**Collected data**
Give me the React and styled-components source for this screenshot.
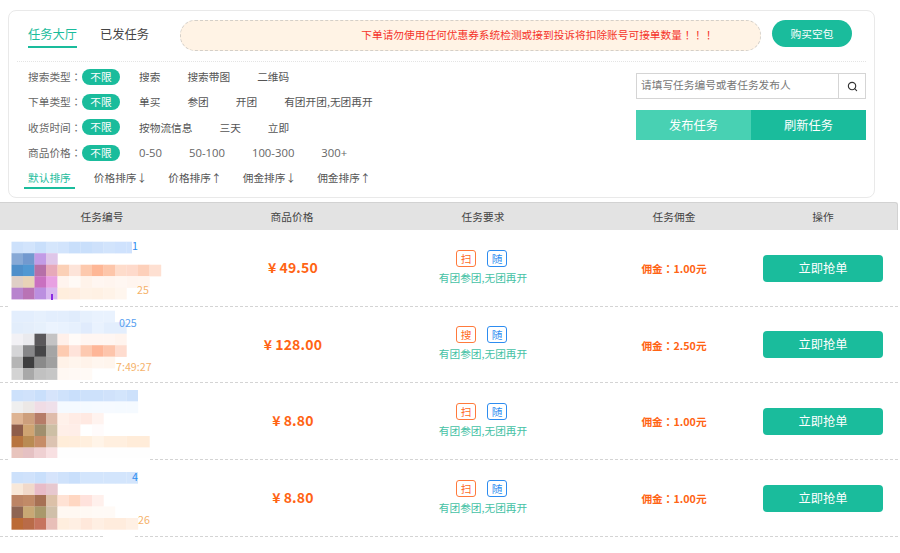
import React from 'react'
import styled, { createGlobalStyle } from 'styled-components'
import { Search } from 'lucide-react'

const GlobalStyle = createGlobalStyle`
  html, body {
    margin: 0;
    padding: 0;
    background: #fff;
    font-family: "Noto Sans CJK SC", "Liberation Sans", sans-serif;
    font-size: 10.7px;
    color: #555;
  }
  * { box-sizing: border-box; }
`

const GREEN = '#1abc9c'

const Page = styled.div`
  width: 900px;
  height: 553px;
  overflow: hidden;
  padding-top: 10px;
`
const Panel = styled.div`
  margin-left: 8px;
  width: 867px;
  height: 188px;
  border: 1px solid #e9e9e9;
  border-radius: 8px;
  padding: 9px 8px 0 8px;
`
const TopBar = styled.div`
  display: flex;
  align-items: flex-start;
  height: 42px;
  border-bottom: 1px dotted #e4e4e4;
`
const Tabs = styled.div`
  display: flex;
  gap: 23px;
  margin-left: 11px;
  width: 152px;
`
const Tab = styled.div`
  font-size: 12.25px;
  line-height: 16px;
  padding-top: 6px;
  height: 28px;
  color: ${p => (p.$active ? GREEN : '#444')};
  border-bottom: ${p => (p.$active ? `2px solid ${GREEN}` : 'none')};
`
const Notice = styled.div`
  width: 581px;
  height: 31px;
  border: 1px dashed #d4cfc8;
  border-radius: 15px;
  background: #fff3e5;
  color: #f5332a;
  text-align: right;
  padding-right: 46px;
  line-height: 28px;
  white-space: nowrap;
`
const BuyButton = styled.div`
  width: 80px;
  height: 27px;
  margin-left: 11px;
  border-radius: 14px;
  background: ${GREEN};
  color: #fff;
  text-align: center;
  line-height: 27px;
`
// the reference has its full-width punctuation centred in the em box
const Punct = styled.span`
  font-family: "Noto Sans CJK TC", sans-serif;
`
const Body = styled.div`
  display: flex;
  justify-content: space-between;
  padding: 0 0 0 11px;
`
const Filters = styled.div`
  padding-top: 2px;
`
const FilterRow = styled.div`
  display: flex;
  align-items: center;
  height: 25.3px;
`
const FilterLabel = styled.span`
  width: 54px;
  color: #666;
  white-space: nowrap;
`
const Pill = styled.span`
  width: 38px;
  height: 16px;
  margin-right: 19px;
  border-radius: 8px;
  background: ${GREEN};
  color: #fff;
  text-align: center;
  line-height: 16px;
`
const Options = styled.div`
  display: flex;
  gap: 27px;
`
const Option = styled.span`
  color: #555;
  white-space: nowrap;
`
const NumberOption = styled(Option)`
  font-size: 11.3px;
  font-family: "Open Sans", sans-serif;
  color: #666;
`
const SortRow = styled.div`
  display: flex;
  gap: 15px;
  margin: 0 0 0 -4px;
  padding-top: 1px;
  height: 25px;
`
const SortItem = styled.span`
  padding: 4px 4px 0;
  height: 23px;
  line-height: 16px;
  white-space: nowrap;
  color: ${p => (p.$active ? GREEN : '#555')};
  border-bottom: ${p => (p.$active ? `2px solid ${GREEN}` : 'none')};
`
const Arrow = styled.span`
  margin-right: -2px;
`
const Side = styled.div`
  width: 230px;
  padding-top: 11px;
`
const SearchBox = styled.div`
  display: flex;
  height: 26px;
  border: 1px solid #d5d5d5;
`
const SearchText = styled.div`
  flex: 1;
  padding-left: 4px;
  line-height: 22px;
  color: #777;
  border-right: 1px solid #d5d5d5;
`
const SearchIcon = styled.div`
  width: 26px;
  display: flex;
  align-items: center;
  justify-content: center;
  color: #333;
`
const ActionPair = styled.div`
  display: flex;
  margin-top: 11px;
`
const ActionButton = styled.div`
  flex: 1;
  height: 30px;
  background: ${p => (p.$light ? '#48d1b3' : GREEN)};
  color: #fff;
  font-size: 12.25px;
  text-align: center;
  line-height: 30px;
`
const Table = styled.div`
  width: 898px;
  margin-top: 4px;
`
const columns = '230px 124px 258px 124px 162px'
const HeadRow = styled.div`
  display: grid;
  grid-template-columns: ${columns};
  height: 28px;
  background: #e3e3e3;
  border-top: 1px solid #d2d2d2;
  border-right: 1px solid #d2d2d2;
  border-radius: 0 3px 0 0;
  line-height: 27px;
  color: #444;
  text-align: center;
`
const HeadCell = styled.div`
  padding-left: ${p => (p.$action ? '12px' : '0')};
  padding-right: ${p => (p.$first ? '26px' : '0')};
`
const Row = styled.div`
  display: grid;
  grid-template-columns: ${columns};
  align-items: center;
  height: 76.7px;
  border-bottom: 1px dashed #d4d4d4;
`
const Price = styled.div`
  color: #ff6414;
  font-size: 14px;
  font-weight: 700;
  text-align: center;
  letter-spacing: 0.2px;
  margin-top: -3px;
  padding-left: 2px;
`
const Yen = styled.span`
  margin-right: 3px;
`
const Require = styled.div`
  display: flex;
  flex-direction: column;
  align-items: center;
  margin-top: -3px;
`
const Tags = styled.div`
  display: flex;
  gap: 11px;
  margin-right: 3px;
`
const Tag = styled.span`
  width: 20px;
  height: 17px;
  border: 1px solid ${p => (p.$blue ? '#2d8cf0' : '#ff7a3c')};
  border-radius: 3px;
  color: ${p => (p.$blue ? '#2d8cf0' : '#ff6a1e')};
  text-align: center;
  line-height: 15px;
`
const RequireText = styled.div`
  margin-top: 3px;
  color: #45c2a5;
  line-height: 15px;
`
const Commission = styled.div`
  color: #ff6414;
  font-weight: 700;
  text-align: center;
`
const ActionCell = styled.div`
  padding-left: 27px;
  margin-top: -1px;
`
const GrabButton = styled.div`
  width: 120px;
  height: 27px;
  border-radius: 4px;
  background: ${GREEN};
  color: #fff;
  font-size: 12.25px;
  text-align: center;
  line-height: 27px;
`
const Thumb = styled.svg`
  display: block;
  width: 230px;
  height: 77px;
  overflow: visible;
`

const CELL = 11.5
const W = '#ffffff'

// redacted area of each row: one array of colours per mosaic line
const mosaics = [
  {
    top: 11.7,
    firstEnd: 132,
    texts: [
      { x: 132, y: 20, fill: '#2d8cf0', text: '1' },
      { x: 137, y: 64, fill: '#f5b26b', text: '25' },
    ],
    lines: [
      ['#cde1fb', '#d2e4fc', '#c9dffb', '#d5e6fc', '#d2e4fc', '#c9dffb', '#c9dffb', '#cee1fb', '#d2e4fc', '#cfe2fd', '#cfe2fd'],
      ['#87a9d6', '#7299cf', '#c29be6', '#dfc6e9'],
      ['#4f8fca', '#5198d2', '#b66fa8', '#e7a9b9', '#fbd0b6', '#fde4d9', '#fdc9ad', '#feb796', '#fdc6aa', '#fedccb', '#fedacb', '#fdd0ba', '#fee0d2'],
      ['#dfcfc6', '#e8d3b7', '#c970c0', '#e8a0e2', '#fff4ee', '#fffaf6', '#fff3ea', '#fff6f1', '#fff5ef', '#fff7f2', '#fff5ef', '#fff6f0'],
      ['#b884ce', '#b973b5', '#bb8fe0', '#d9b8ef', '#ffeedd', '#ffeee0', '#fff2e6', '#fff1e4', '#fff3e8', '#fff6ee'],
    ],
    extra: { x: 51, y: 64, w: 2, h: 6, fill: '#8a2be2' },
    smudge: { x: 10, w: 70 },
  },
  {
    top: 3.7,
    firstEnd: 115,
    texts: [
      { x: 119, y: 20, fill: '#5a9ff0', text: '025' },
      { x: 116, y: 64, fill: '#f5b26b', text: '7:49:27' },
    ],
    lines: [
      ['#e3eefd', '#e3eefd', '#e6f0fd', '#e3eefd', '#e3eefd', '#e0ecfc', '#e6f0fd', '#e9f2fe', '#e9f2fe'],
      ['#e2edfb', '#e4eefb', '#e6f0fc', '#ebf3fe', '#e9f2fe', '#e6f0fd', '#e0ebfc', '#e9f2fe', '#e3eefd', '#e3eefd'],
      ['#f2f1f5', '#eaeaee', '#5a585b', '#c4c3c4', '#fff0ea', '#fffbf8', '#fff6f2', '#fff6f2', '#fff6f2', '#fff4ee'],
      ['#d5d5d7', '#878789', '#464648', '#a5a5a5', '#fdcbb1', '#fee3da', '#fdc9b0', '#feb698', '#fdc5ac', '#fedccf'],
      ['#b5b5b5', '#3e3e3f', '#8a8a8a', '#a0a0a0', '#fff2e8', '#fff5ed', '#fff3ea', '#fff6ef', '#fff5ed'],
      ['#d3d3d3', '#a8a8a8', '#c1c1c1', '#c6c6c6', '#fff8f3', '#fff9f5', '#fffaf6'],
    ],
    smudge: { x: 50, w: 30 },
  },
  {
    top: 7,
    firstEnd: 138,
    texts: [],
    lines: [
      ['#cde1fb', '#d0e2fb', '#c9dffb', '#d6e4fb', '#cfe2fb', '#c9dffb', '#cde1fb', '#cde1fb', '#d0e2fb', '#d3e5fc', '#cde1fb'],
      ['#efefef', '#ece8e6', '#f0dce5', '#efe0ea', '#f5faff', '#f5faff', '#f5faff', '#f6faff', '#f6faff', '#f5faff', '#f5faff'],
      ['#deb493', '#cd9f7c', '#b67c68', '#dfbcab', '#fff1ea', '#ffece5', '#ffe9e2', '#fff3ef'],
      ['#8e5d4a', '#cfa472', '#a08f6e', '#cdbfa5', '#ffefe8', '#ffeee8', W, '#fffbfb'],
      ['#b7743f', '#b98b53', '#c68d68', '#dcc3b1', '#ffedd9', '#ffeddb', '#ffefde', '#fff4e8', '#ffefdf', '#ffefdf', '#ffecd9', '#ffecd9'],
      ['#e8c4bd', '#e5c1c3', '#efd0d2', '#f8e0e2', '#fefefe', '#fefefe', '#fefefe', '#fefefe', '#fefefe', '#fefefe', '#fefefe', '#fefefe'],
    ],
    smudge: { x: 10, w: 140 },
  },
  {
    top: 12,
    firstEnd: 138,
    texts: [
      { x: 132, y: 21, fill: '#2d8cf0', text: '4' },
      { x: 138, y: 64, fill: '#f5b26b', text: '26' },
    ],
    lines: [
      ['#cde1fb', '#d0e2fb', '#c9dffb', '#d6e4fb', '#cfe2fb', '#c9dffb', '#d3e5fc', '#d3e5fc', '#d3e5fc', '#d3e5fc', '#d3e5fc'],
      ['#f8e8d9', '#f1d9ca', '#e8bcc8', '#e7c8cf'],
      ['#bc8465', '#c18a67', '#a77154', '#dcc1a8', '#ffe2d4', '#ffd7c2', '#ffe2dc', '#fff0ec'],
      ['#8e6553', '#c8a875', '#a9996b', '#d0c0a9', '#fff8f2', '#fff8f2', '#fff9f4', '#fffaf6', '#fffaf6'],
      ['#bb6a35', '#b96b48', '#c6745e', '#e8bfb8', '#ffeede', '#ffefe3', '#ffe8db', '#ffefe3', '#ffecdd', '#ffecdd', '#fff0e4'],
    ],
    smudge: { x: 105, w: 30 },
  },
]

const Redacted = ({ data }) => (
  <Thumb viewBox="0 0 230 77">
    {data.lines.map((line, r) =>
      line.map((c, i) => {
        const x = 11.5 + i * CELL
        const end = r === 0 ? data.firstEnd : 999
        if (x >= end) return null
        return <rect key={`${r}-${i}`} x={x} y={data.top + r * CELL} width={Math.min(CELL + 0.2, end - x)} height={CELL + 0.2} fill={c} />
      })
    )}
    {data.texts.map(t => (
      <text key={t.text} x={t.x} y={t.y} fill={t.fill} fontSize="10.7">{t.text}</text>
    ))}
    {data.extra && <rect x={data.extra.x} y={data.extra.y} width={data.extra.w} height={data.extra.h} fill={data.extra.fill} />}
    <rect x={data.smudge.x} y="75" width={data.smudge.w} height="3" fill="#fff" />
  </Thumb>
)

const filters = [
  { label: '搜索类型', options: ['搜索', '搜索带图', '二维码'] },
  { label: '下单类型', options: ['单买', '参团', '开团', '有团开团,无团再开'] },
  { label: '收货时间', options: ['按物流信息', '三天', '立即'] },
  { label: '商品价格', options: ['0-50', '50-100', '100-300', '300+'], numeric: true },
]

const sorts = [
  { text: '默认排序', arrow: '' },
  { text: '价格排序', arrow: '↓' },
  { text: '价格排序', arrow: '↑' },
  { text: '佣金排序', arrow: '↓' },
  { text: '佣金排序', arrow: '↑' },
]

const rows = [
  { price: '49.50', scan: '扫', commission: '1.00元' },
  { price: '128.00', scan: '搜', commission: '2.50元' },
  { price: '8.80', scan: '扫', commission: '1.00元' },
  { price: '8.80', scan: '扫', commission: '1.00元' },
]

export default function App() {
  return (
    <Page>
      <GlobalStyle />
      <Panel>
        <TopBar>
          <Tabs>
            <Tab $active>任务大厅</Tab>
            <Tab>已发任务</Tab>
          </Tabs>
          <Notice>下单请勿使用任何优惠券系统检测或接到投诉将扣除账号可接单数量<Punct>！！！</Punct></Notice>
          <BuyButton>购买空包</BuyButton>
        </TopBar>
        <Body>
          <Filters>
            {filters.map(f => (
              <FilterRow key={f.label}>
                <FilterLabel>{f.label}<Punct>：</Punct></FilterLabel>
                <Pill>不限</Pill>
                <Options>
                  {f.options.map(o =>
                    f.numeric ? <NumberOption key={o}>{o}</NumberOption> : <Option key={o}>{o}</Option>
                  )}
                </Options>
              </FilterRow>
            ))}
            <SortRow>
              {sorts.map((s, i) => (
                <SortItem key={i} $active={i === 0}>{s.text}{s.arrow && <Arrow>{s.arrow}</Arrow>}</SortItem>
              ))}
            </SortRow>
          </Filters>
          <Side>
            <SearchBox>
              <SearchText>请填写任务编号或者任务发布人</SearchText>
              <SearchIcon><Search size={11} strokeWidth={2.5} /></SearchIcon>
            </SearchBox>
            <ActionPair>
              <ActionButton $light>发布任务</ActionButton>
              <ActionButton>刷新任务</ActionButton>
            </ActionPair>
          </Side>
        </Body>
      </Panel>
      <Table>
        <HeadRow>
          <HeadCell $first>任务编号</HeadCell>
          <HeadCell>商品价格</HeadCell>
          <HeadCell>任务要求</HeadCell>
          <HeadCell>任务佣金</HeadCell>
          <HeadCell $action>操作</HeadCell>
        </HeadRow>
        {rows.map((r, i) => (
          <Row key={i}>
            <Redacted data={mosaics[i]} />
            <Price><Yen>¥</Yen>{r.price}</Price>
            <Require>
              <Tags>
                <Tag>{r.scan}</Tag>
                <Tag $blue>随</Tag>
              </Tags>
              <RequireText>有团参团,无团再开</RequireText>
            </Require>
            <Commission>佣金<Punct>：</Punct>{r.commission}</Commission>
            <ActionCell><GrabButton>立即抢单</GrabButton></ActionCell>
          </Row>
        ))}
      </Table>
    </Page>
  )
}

**Task details**
Leave out any pictures and return exactly the lines from the beginning of the data through the line with "const GREEN = '#1abc9c'", inclusive.

**Result of the exercise**
Give me the React and styled-components source for this screenshot.
import React from 'react'
import styled, { createGlobalStyle } from 'styled-components'
import { Search } from 'lucide-react'

const GlobalStyle = createGlobalStyle`
  html, body {
    margin: 0;
    padding: 0;
    background: #fff;
    font-family: "Noto Sans CJK SC", "Liberation Sans", sans-serif;
    font-size: 10.7px;
    color: #555;
  }
  * { box-sizing: border-box; }
`

const GREEN = '#1abc9c'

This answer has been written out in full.